Up to 20 gates can be defined.
A gate can be added to the action by right clicking anywhere on a range, or adding a gate manually.
Gates can be moved by the mouse, or by clicking the record button which will move the gate to the live input position (the black marker on the display), or the value can be manually input. The mouse wheel over the gate position number will also increment or decrement the gate's position.
Gate mappings¶
The gate mapping configuration window is access by clicking on the gate's configure button, or right clicking a gate.
Each gate condition has its own set of mappings. Mappings will see the gate as a momentary (button) input so only actions suitable for a button will be available for selection.

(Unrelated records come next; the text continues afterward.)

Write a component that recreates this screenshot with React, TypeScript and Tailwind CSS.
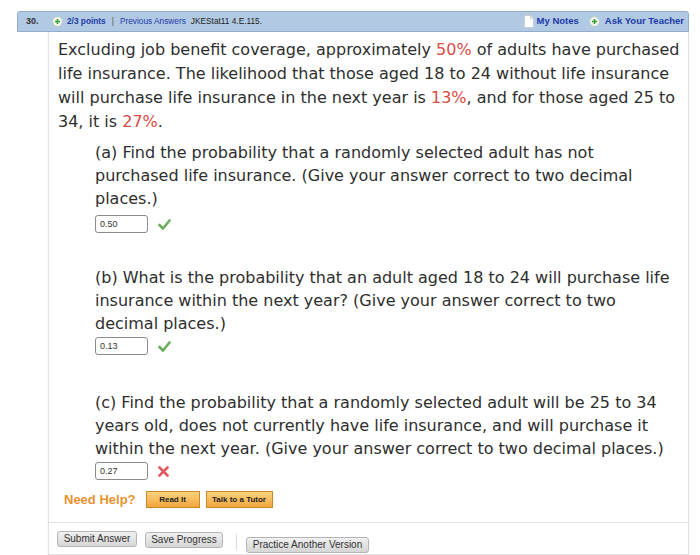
import React from 'react';

function PlusIcon() {
  return (
    <svg width="11" height="11" viewBox="0 0 12 12" className="shrink-0">
      <circle cx="6" cy="6" r="5.3" fill="#f1f7ee" stroke="#b9cdb4" strokeWidth="0.8" />
      <path d="M6 3.2v5.6M3.2 6h5.6" stroke="#3f9a3a" strokeWidth="1.8" />
    </svg>
  );
}

function NoteIcon() {
  return (
    <svg width="10" height="13" viewBox="0 0 10 13" className="shrink-0">
      <path d="M0.5 0.5h6l3 3v9h-9z" fill="#fff" stroke="#c8c8c8" strokeWidth="0.8" />
      <path d="M6.5 0.5v3h3" fill="#eee" stroke="#c8c8c8" strokeWidth="0.8" />
    </svg>
  );
}

function Check() {
  return (
    <svg width="13" height="11" viewBox="0 0 13 11">
      <path d="M1.5 6l3.5 3.5L11.5 1.5" fill="none" stroke="#6aae5e" strokeWidth="2.6" strokeLinecap="round" strokeLinejoin="round" />
    </svg>
  );
}

function Cross() {
  return (
    <svg width="11" height="11" viewBox="0 0 11 11">
      <path d="M1.5 1.5l8 8M9.5 1.5l-8 8" stroke="#e25a5a" strokeWidth="2.6" strokeLinecap="round" />
    </svg>
  );
}

function Answer({ value, ok }: { value: string; ok: boolean }) {
  return (
    <div className="flex items-center gap-[10px]">
      <div className="w-[53px] h-[18px] border border-[#8a8a8a] rounded-[3px] bg-white flex items-center px-[4px] text-[9px] text-[#333] font-['Liberation_Sans',sans-serif]">
        {value}
      </div>
      {ok ? <Check /> : <Cross />}
    </div>
  );
}

export default function App() {
  const red = 'text-[#dc4a44]';
  return (
    <div className="w-[700px] h-[555px] bg-white overflow-hidden font-['DejaVu_Sans',Verdana,sans-serif] text-[#2e2e2e]">
      <div className="ml-[17px] mt-[11px] w-[672px]">
        {/* Header bar */}
        <div className="h-[21px] bg-[#b1c9e3] border border-[#93aecd] rounded-t-[3px] flex items-center justify-between pl-[8px] pr-[4px] font-bold font-['Liberation_Sans',Arial,sans-serif]">
          <div className="flex items-center text-[8.3px]">
            <span className="text-[#333] w-[26px] text-[9px]">30.</span>
            <PlusIcon />
            <span className="text-[#2039a8] ml-[4px]">2/3 points</span>
            <span className="text-[#555] font-normal mx-[6px]">|</span>
            <span className="text-[#2039a8] font-normal">Previous Answers</span>
            <span className="text-[#222] font-normal ml-[5px]">JKEStat11 4.E.115.</span>
          </div>
          <div className="flex items-center text-[9.5px]">
            <NoteIcon />
            <span className="text-[#2039a8] ml-[3px]">My Notes</span>
            <span className="ml-[10px]"><PlusIcon /></span>
            <span className="text-[#2039a8] ml-[5px]">Ask Your Teacher</span>
          </div>
        </div>

        {/* Question panel */}
        <div className="ml-[31px] border-l border-r border-b border-[#e2e2e2] shadow-[0_1px_2px_rgba(0,0,0,0.08)]">
          <div className="pl-[9px] pr-[4px] pt-[6px] text-[16px] leading-[24px] whitespace-nowrap">
            <p>
              Excluding job benefit coverage, approximately <span className={red}>50%</span> of adults have purchased
              <br />
              life insurance. The likelihood that those aged 18 to 24 without life insurance
              <br />
              will purchase life insurance in the next year is <span className={red}>13%</span>, and for those aged 25 to
              <br />
              34, it is <span className={red}>27%</span>.
            </p>

            <div className="pl-[37px]">
              <p className="mt-[7px] leading-[23px]">
                (a) Find the probability that a randomly selected adult has not
                <br />
                purchased life insurance. (Give your answer correct to two decimal
                <br />
                places.)
              </p>
              <div className="mt-[5px]">
                <Answer value="0.50" ok />
              </div>

              <p className="mt-[33px] leading-[23px]">
                (b) What is the probability that an adult aged 18 to 24 will purchase life
                <br />
                insurance within the next year? (Give your answer correct to two
                <br />
                decimal places.)
              </p>
              <div className="mt-[2px]">
                <Answer value="0.13" ok />
              </div>

              <p className="mt-[36px] leading-[23px]">
                (c) Find the probability that a randomly selected adult will be 25 to 34
                <br />
                years old, does not currently have life insurance, and will purchase it
                <br />
                within the next year. (Give your answer correct to two decimal places.)
              </p>
              <div className="mt-[2px]">
                <Answer value="0.27" ok={false} />
              </div>
            </div>

            <div className="flex items-center mt-[11px] pl-[6px] pb-[14px] font-['Liberation_Sans',Arial,sans-serif]">
              <span className="text-[13px] font-bold text-[#e8922e] leading-[17px]">Need Help?</span>
              <button className="ml-[10px] w-[54px] h-[17px] border border-[#c98a2c] bg-gradient-to-b from-[#fbd27c] to-[#f2a63a] text-[8px] font-bold text-[#222] leading-none">
                Read It
              </button>
              <button className="ml-[6px] w-[67px] h-[17px] border border-[#c98a2c] bg-gradient-to-b from-[#fbd27c] to-[#f2a63a] text-[8px] font-bold text-[#222] leading-none">
                Talk to a Tutor
              </button>
            </div>
          </div>

          <div className="border-t border-[#e2e2e2] flex items-start pl-[8px] pt-[8px] pb-[1px] gap-[8px] font-['Liberation_Sans',Arial,sans-serif] text-[10px] text-[#333]">
            <button className="w-[80px] h-[16px] rounded-[3px] border border-[#b5b5b5] bg-gradient-to-b from-[#f1f1f1] to-[#d6d6d6] leading-none">
              Submit Answer
            </button>
            <button className="w-[78px] h-[16px] mt-[1px] rounded-[3px] border border-[#b5b5b5] bg-gradient-to-b from-[#f1f1f1] to-[#d6d6d6] leading-none">
              Save Progress
            </button>
            <div className="w-px h-[16px] bg-[#d8d8d8] ml-[5px] mt-[3px]" />
            <button className="ml-[1px] mt-[6px] w-[123px] h-[16px] rounded-[3px] border border-[#b5b5b5] bg-gradient-to-b from-[#f1f1f1] to-[#d6d6d6] leading-none">
              Practice Another Version
            </button>
          </div>
        </div>
      </div>
    </div>
  );
}
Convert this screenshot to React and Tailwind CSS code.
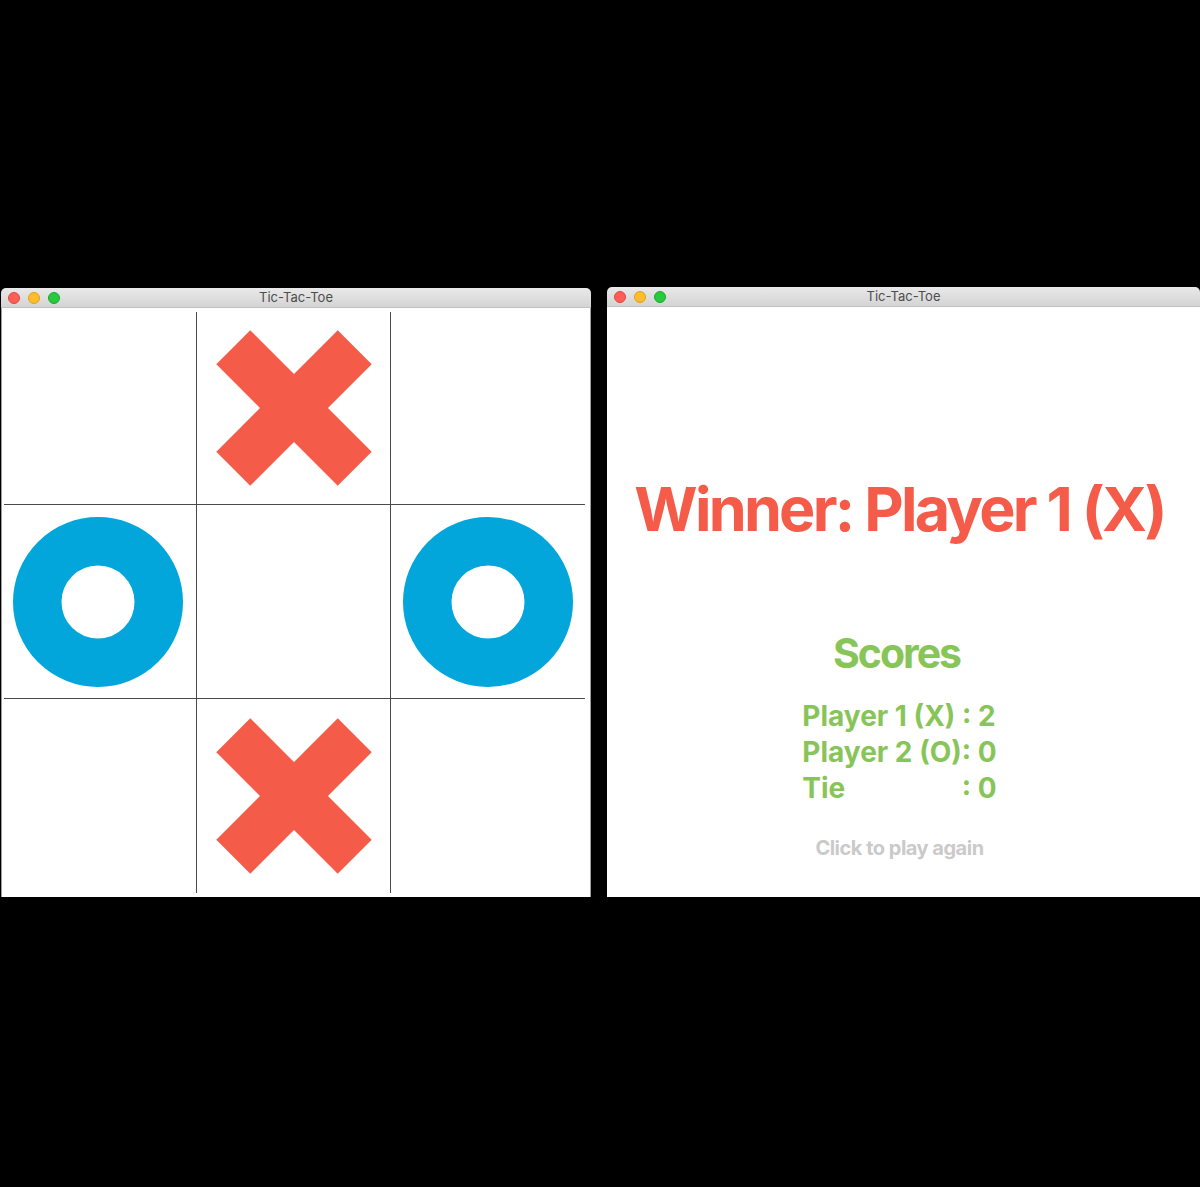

| Condition | Description |
|---|---|
| Cross | The gate will trigger whenever the input crosses the gate |
| Cross (inc) | The gate will trigger if the gate is crossed from left to right, or in increasing value |
| Cross (dec) | The gate will trigger if the gate is crossed from right to left, or decreasing value |
Gate Delay¶
The delay is a value in milliseconds that determines how much time elapses between a press and release action. Internally a gate will mimic a button press, so will send two specific events to sub-actions on a gate, a press action, followed by a release action. Setting this to zero means the two are instant. The default value is 250 milliseconds (1/4 second) which is enough time for most games to capture the input, either a keyboard press or a button press.
Ranges¶
A range is defined by two gates. The number of available ranges depends on the number of gates, and the size of each range depends on the position of the two gates representing the lower and upper end of the range. Ranges are automatically computed based on gates, and adjust whenever a gate is moved.
Ranges cannot overlap.
Default range¶
If individual range mappings are not needed, a default range corresponding to the entire input axis is defined. A checkbox toggles this mode on/off.
Range mapping¶
A range lets you map actions whenever the input enters a range, exits a range, or is within a range. Each as its own set of mappings.
Actions mapped to a range will see it as a joystick axis input.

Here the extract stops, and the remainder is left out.